Japan’s newly-created Daiichi Sankyo has announced a restructuring programme which, it says, has simplified the merger of Sankyo and Daiichi Pharmaceuticals and will speed up its integration process.
The firm says that a general shareholder’s meeting will not be necessary to approve the restructure, which will result in Sankyo and Daiichi Pharmaceuticals being dissolved, as it is a simplified merger in accordance with Japanese company law and, as such, no issuance of shares or changes in capital will be necessary.
The new entity added that “Daiichi Sankyo aims to realise high growth and maximise its corporate value by improving its ability to create innovative drugs, maintaining its high competitiveness both domestically and overseas and pursuing the highest operational efficiencies in the industry by way of integration.”
In April, the company announced that Sankyo Pharma, Daiichi Pharmaceutical and Daiichi Medical Research were integrated in the USA, being the first region in which the group’s companies were merged, ahead of Europe and Japan.
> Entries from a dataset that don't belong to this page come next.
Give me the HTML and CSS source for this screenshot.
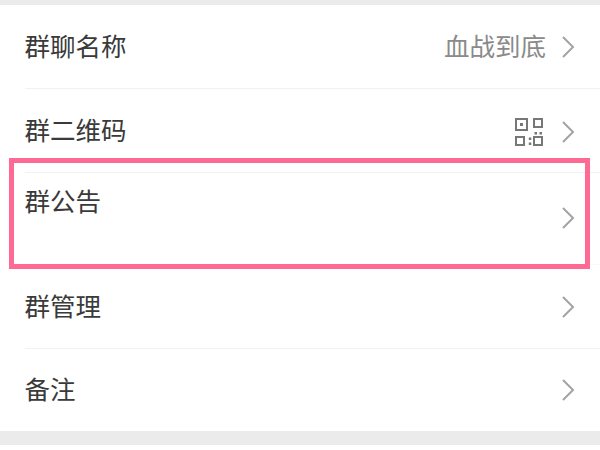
FILE: index.html
```html
<!DOCTYPE html>
<html lang="zh">
<head>
<meta charset="utf-8">
<title>群设置</title>
<link rel="stylesheet" href="styles.css">
</head>
<body>
<div class="list">
  <div class="row row-a"><span class="label">群聊名称</span><span class="value">血战到底</span><svg class="chev" viewBox="0 0 14 24"><path d="M2 2l10 10L2 22"/></svg></div>
  <div class="row row-b"><span class="label">群二维码</span>
    <svg class="qr" viewBox="0 0 28 28"><path class="qr-line" d="M1 1h11v11H1zM19 1h8v8h-8zM1 19h8v8H1zM19 19h8v8h-8z"/><path class="qr-dot" d="M5 5h3v3H5zM19.500 14h2.500v2.500h-2.500zM24.500 14h2.500v2.500h-2.500zM13.800 19.500h2.500v2.500h-2.500zM13.800 24.500h2.500v2.500h-2.500z"/></svg>
    <svg class="chev" viewBox="0 0 14 24"><path d="M2 2l10 10L2 22"/></svg></div>
  <div class="row row-c"><span class="label">群公告</span><svg class="chev" viewBox="0 0 14 24"><path d="M2 2l10 10L2 22"/></svg></div>
  <div class="row row-d"><span class="label">群管理</span><svg class="chev" viewBox="0 0 14 24"><path d="M2 2l10 10L2 22"/></svg></div>
  <div class="row row-e"><span class="label">备注</span><svg class="chev" viewBox="0 0 14 24"><path d="M2 2l10 10L2 22"/></svg></div>
</div>
<div class="highlight"></div>
</body>
</html>
```
FILE: styles.css
```css
html, body {
  margin: 0;
  padding: 0;
}
body {
  width: 600px;
  height: 450px;
  overflow: hidden;
  position: relative;
  background: #fff;
  font-family: "Noto Sans CJK SC", "Noto Sans", sans-serif;
}
.list {
  margin-top: 5px;
  border-bottom: 14px solid #ebebeb;
  background: #fff;
  box-shadow: 0 -5px 0 #ebebeb;
}
.row {
  display: flex;
  align-items: center;
  box-sizing: border-box;
  margin-left: 25px;
  padding-right: 25px;
  border-bottom: 1px solid #f1f1f1;
}
.row-a { height: 84px; }
.row-b { height: 84px; }
.row-c { height: 92px; align-items: flex-start; border-bottom-color: #f9f9f9; }
.row-d { height: 84px; }
.row-e { height: 82px; border-bottom: 0; }
.label {
  font-size: 25.5px;
  line-height: 30px;
  color: #3a3a3a;
  flex: 1;
  margin-left: -0.5px;
  padding-bottom: 4px;
}
.row-c .label { margin-top: 12px; }
.value {
  font-size: 25.5px;
  line-height: 30px;
  color: #8a8a8a;
  margin-right: 15px;
  padding-bottom: 4px;
}
.chev {
  width: 14px;
  height: 24px;
  flex: none;
}
.chev path {
  fill: none;
  stroke: #a3a3a3;
  stroke-width: 2;
}
.row-b .chev { margin-top: 2px; }
.row-c .chev { margin-top: 33px; }
.qr {
  width: 28px;
  height: 28px;
  margin-right: 18px;
  margin-top: 2px;
  flex: none;
}
.qr-line {
  fill: none;
  stroke: #777;
  stroke-width: 2;
}
.qr-dot {
  fill: #777;
}
.highlight {
  position: absolute;
  left: 9px;
  top: 158px;
  width: 581px;
  height: 111px;
  box-sizing: border-box;
  border: 5px solid #ff6a94;
}
```
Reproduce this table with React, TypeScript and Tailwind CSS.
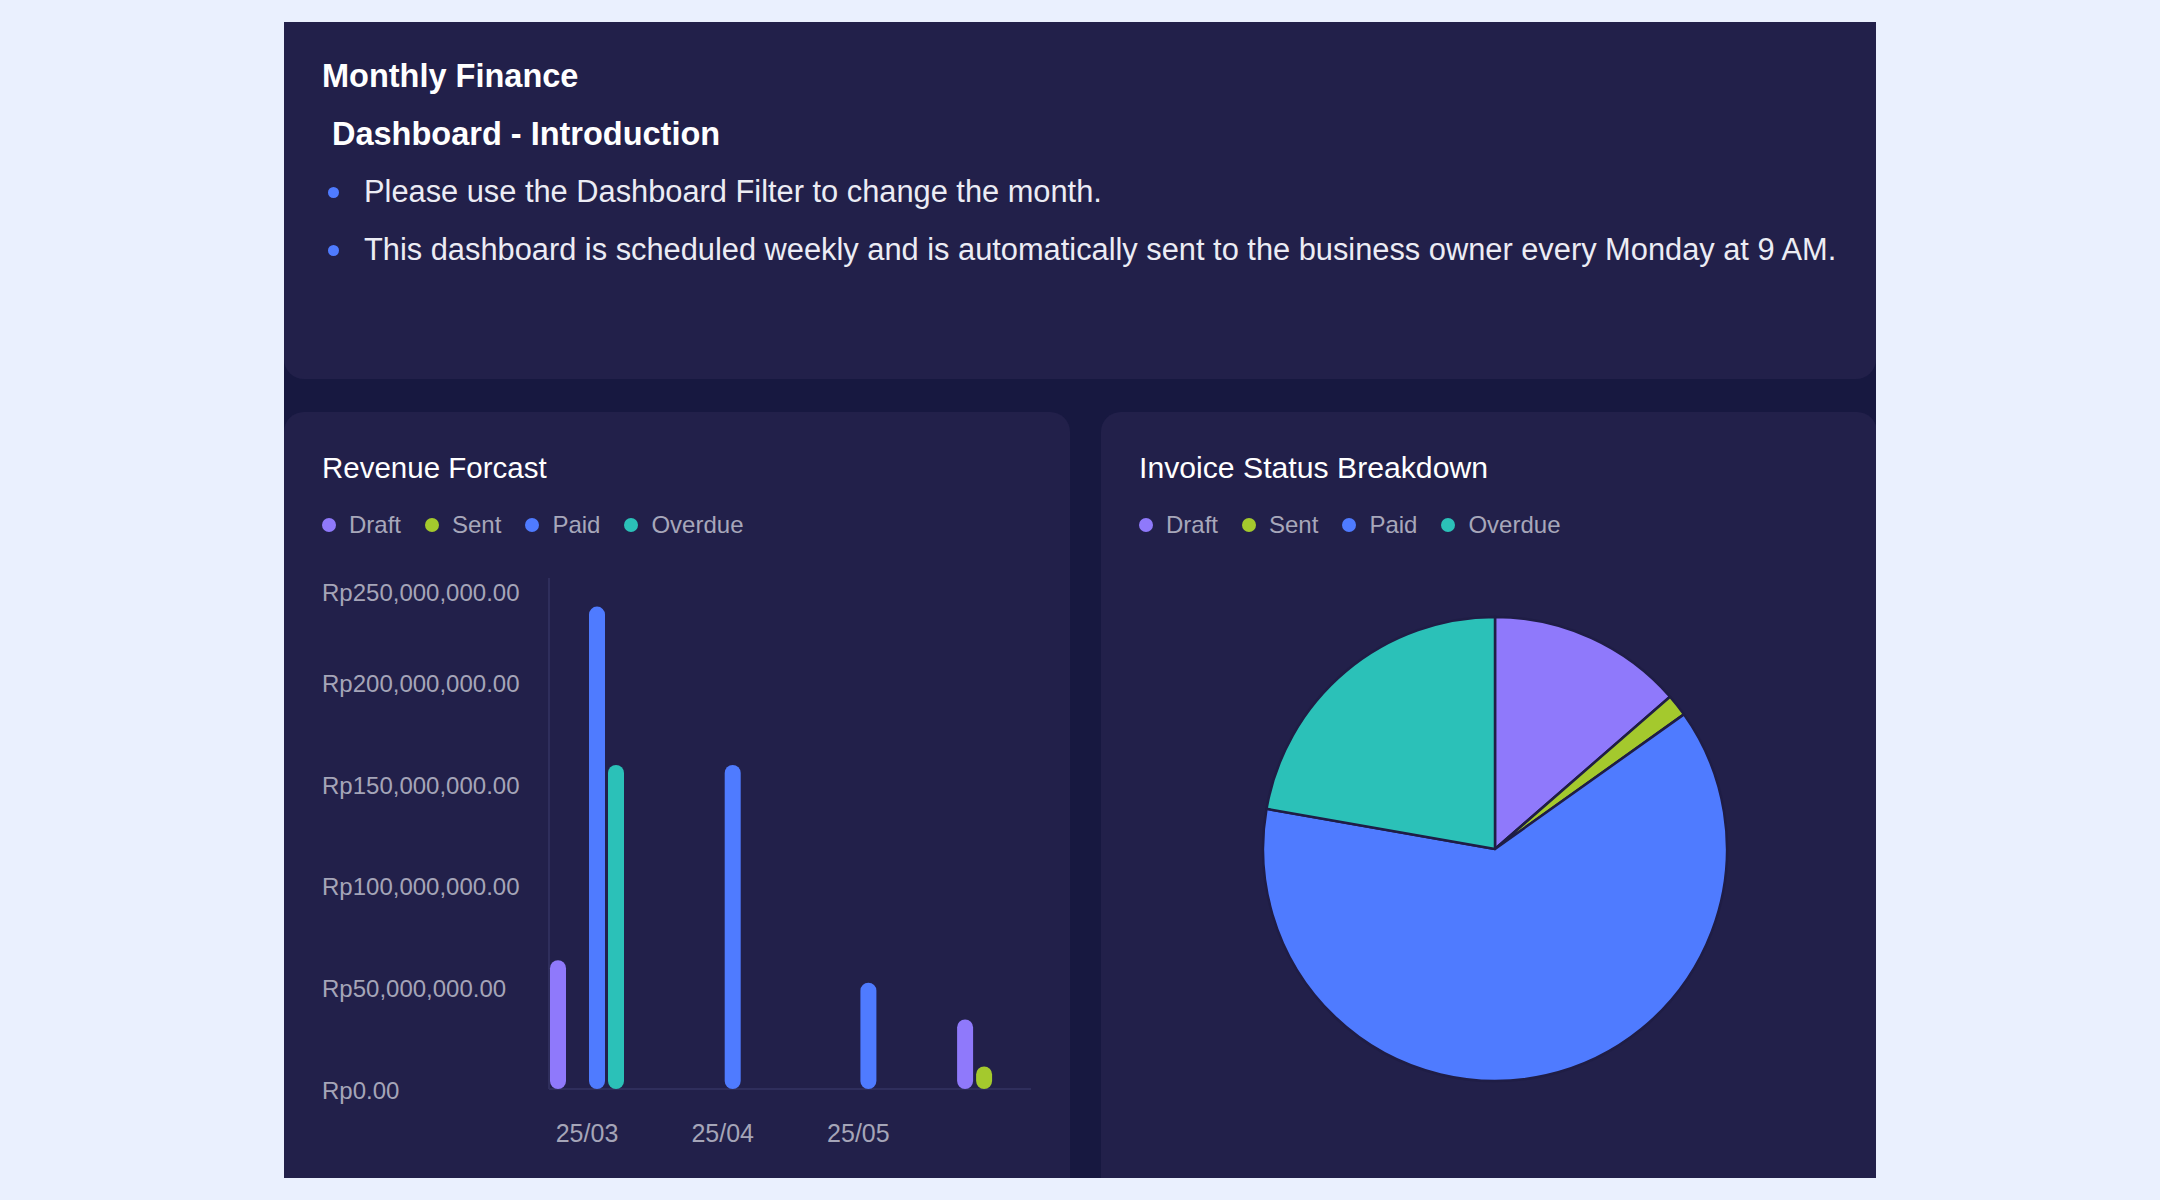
import React from 'react'

type Series = { name: string; color: string; values: number[] }

const SERIES: Series[] = [
  { name: 'Draft', color: '#8f79fb', values: [63, 0, 0, 34] },
  { name: 'Sent', color: '#a4c92d', values: [0, 0, 0, 11] },
  { name: 'Paid', color: '#4f7bff', values: [236, 158.5, 52, 0] },
  { name: 'Overdue', color: '#2bc1b8', values: [158.5, 0, 0, 0] },
]

const Y_TICKS = [
  { label: 'Rp250,000,000.00', y: 32 },
  { label: 'Rp200,000,000.00', y: 123 },
  { label: 'Rp150,000,000.00', y: 225 },
  { label: 'Rp100,000,000.00', y: 326 },
  { label: 'Rp50,000,000.00', y: 428 },
  { label: 'Rp0.00', y: 530 },
]

const MONTHS = ['25/03', '25/04', '25/05']

function Legend() {
  return (
    <div className="flex items-center gap-[24px] h-[30px] text-[24px] text-[#a7a7ba]">
      {SERIES.map((s) => (
        <div key={s.name} className="flex items-center gap-[13px]">
          <span
            className="w-[14px] h-[14px] rounded-full"
            style={{ backgroundColor: s.color }}
          />
          <span>{s.name}</span>
        </div>
      ))}
    </div>
  )
}

function BarChart() {
  const base = 529
  const perM = 2.044
  const offsets = [-29, -10, 10, 29]

  return (
    <svg width="748" height="600" className="mt-[20px] block">
      {Y_TICKS.map((t) => (
        <text
          key={t.label}
          x="0"
          y={t.y}
          dominantBaseline="central"
          fontSize="24"
          fill="#a5a5b8"
        >
          {t.label}
        </text>
      ))}
      <line x1="227" y1="18" x2="227" y2={base} stroke="#2f2e5c" strokeWidth="2" />
      <line x1="227" y1={base} x2="709" y2={base} stroke="#2f2e5c" strokeWidth="2" />
      {[0, 1, 2, 3].map((g) => {
        const gc = 265 + 135.7 * g
        return SERIES.map((s, i) => {
          const v = s.values[g]
          if (!v) return null
          const h = v * perM
          return (
            <rect
              key={s.name + g}
              x={gc + offsets[i] - 8}
              y={base - h}
              width="16"
              height={h}
              rx="8"
              fill={s.color}
            />
          )
        })
      })}
      {MONTHS.map((m, i) => (
        <text
          key={m}
          x={265 + 135.7 * i}
          y="573"
          textAnchor="middle"
          dominantBaseline="central"
          fontSize="25"
          fill="#a5a5b8"
        >
          {m}
        </text>
      ))}
    </svg>
  )
}

function PieChart() {
  const cx = 356
  const cy = 289
  const r = 232
  const totals = SERIES.map((s) => s.values.reduce((a, b) => a + b, 0))
  const sum = totals.reduce((a, b) => a + b, 0)
  let start = 0

  const point = (deg: number) => {
    const rad = (deg * Math.PI) / 180
    return [cx + r * Math.sin(rad), cy - r * Math.cos(rad)]
  }

  return (
    <svg width="700" height="600" className="mt-[20px] block">
      {SERIES.map((s, i) => {
        const sweep = (totals[i] / sum) * 360
        const [x1, y1] = point(start)
        const [x2, y2] = point(start + sweep)
        const large = sweep > 180 ? 1 : 0
        start += sweep
        return (
          <path
            key={s.name}
            d={`M ${cx} ${cy} L ${x1} ${y1} A ${r} ${r} 0 ${large} 1 ${x2} ${y2} Z`}
            fill={s.color}
            stroke="#1f1d45"
            strokeWidth="2.5"
            strokeLinejoin="round"
          />
        )
      })}
    </svg>
  )
}

export default function App() {
  return (
    <div className="w-[2160px] h-[1200px] bg-[#eaf0fe] pt-[22px] pl-[284px] font-['Liberation_Sans',Arial,sans-serif]">
      <div className="w-[1592px] h-[1156px] bg-[#171840] overflow-hidden flex flex-col">
        <div className="h-[357px] shrink-0 bg-[#22204a] rounded-b-[20px] pt-[25px] px-[38px]">
          <div className="text-[32.5px] font-bold leading-[58px] text-white">
            Monthly Finance
          </div>
          <div className="text-[32.5px] font-bold leading-[58px] text-white pl-[10px]">
            Dashboard - Introduction
          </div>
          <ul className="text-[30.8px] leading-[58px] text-[#ececf4] whitespace-nowrap">
            <li className="flex items-center gap-[25px] pl-[6px]">
              <span className="w-[11px] h-[11px] rounded-full bg-[#4f7bff]" />
              Please use the Dashboard Filter to change the month.
            </li>
            <li className="flex items-center gap-[25px] pl-[6px]">
              <span className="w-[11px] h-[11px] rounded-full bg-[#4f7bff]" />
              This dashboard is scheduled weekly and is automatically sent to
              the business owner every Monday at 9 AM.
            </li>
          </ul>
        </div>

        <div className="flex gap-[31px] mt-[33px]">
          <div className="w-[786px] h-[800px] shrink-0 bg-[#22204a] rounded-[20px] pt-[36px] px-[38px]">
            <div className="text-[29.5px] leading-[40px] text-white">
              Revenue Forcast
            </div>
            <div className="mt-[22px]">
              <Legend />
            </div>
            <BarChart />
          </div>

          <div className="flex-1 h-[800px] bg-[#22204a] rounded-[20px] pt-[36px] px-[38px]">
            <div className="text-[30.2px] leading-[40px] text-white">
              Invoice Status Breakdown
            </div>
            <div className="mt-[22px]">
              <Legend />
            </div>
            <PieChart />
          </div>
        </div>
      </div>
    </div>
  )
}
Meantime, the new firm has received a boost from analysts at Goldman Sachs who have raised their rating on the stock to ‘buy’ from ‘neutral’ and lifted its target price to 4,000 yen from 3,400 yen. The broker claims that cost benefits from staff adjustments will be felt from the next fiscal year, adding that Daiichi Sankyo has a balanced earnings structure, with key products performing well at home and overseas.